This decision comes amidst claims from Ali's defence team of unreasonable trial delays. 

Justice Lance Bernard delivered the ruling, which follows a motion filed by defence lawyer Kevin McCullough, Global News reported on Thursday.

The motion aimed to dismiss Ali's conviction due to what the defence argued were excessively long delays in bringing the case to trial. The Crown blamed these delays on the defence, as well as "exceptional events" including the pandemic. 

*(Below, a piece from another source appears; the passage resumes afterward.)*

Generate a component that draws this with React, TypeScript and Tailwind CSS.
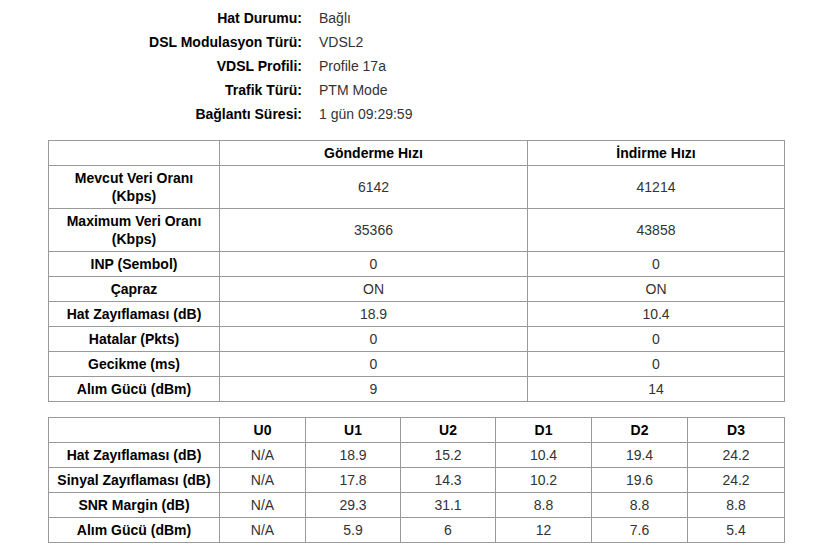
const info: [string, string][] = [
  ["Hat Durumu:", "Bağlı"],
  ["DSL Modulasyon Türü:", "VDSL2"],
  ["VDSL Profili:", "Profile 17a"],
  ["Trafik Türü:", "PTM Mode"],
  ["Bağlantı Süresi:", "1 gün 09:29:59"],
];

const rates: [string[], string, string][] = [
  [["Mevcut Veri Oranı", "(Kbps)"], "6142", "41214"],
  [["Maximum Veri Oranı", "(Kbps)"], "35366", "43858"],
  [["INP (Sembol)"], "0", "0"],
  [["Çapraz"], "ON", "ON"],
  [["Hat Zayıflaması (dB)"], "18.9", "10.4"],
  [["Hatalar (Pkts)"], "0", "0"],
  [["Gecikme (ms)"], "0", "0"],
  [["Alım Gücü (dBm)"], "9", "14"],
];

const bands = ["U0", "U1", "U2", "D1", "D2", "D3"];
const bandRows: [string, string[]][] = [
  ["Hat Zayıflaması (dB)", ["N/A", "18.9", "15.2", "10.4", "19.4", "24.2"]],
  ["Sinyal Zayıflaması (dB)", ["N/A", "17.8", "14.3", "10.2", "19.6", "24.2"]],
  ["SNR Margin (dB)", ["N/A", "29.3", "31.1", "8.8", "8.8", "8.8"]],
  ["Alım Gücü (dBm)", ["N/A", "5.9", "6", "12", "7.6", "5.4"]],
];

const cell = "border border-[#999] px-1 py-[3px] text-center";

export default function App() {
  return (
    <div className="min-h-screen bg-white font-['Liberation_Sans',Arial,sans-serif] text-[14px] leading-[18px] text-[#333]">
      <div className="pt-[6px]">
        {info.map(([k, v]) => (
          <div key={k} className="flex h-6 items-center">
            <div className="w-[302px] text-right font-bold text-black">{k}</div>
            <div className="pl-[17px]">{v}</div>
          </div>
        ))}
      </div>

      <table className="ml-[48px] mt-[14px] w-[736px] table-fixed border-collapse">
        <colgroup>
          <col className="w-[171px]" />
          <col className="w-[308px]" />
          <col className="w-[257px]" />
        </colgroup>
        <thead>
          <tr>
            <th className={cell}></th>
            <th className={`${cell} font-bold text-black`}>Gönderme Hızı</th>
            <th className={`${cell} font-bold text-black`}>İndirme Hızı</th>
          </tr>
        </thead>
        <tbody>
          {rates.map(([label, up, down]) => (
            <tr key={label.join(" ")}>
              <td className={`${cell} font-bold text-black`}>
                {label.map((l) => (
                  <div key={l}>{l}</div>
                ))}
              </td>
              <td className={cell}>{up}</td>
              <td className={cell}>{down}</td>
            </tr>
          ))}
        </tbody>
      </table>

      <table className="ml-[48px] mt-[15px] w-[736px] table-fixed border-collapse">
        <colgroup>
          <col className="w-[171px]" />
          <col className="w-[86px]" />
          <col className="w-[95px]" />
          <col className="w-[95px]" />
          <col className="w-[96px]" />
          <col className="w-[96px]" />
          <col className="w-[97px]" />
        </colgroup>
        <thead>
          <tr>
            <th className={cell}></th>
            {bands.map((b) => (
              <th key={b} className={`${cell} font-bold text-black`}>
                {b}
              </th>
            ))}
          </tr>
        </thead>
        <tbody>
          {bandRows.map(([label, vals]) => (
            <tr key={label}>
              <td className={`${cell} whitespace-nowrap font-bold text-black`}>{label}</td>
              {vals.map((v, i) => (
                <td key={i} className={cell}>
                  {v}
                </td>
              ))}
            </tr>
          ))}
        </tbody>
      </table>
    </div>
  );
}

Ali's conviction stems from a horrific incident in July 2017 when the body of a 13-year-old girl was discovered in Burnaby's Central Park. Last December, a jury found Ali guilty of first-degree murder, accepting the prosecution's contention that he sexually assaulted and strangled the victim shortly after arriving in Canada as a Syrian refugee.

The case garnered attention not only for its harrowing details but also for the prolonged legal proceedings.

The victim's family endured nearly six years of waiting before the trial concluded, with numerous pre-trial and in-trial delays exacerbating the ordeal.

The defence's Jordan application sought to stay the proceedings on the grounds of failure to adhere to the 30-month trial time frame. McCullough argued that the delays were unjustifiable, given the severity of the charges against Ali and the impact of prolonged legal proceedings on both the defendant and the victim's family.

Despite these arguments, Justice Bernard upheld Ali's conviction, signalling that the court was not swayed by the defence's claims of unreasonable delay.

The reasons behind the ruling have not yet been made public.